The team also plans to:
- Test the method with non-spherical nanoplastic particles, which are more representative of what is found in the environment.
- Develop ways to distinguish between different types of plastic polymers, not just detect their presence.
- Partner with other research groups experienced in real environmental sampling to further validate the technique.
How the Color Effect Works
The science behind the color change is worth noting. The holes in the sieve, or Mie voids, act as tiny resonators. When light hits them, they resonate at specific wavelengths depending on their geometry.
- An empty void reflects a particular color.
- If a particle enters the void, it shifts the resonance and the reflected color changes.

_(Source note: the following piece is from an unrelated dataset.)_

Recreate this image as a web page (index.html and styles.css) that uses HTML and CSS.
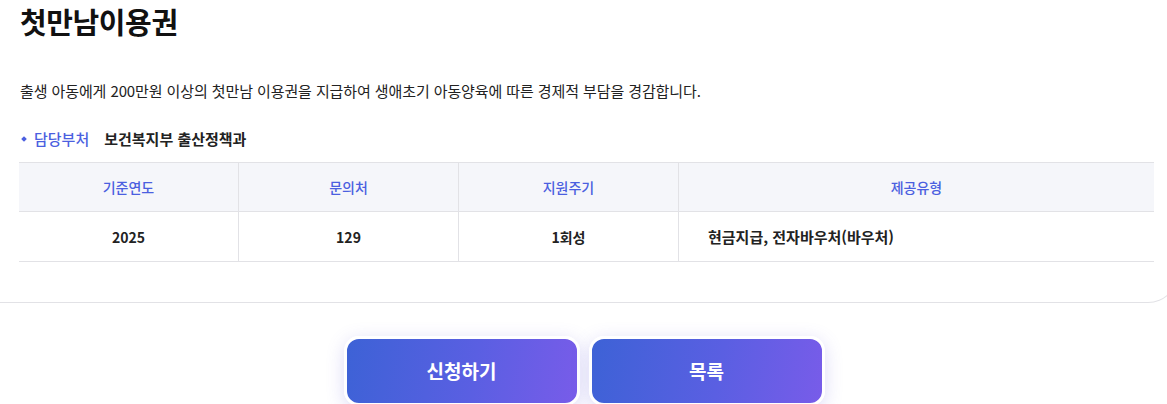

- This color shift is visible even with a simple RGB camera attached to a microscope.
In short, it transforms something invisible into something directly observable.
Challenges and Current Limitations
While promising, the optical sieve is still in its early stages.
- The tests so far mainly involved spiked water samples, not natural water samples containing unknown concentrations of diverse nanoplastics.
- Real-world nanoplastics are often irregular, jagged, or clumped, not neat spherical beads. These irregular shapes may behave differently in the sieve.
- The current version can detect the size and number of particles but does not yet reveal the chemical composition of the plastic. This means it cannot distinguish between, say, polyethylene and polystyrene.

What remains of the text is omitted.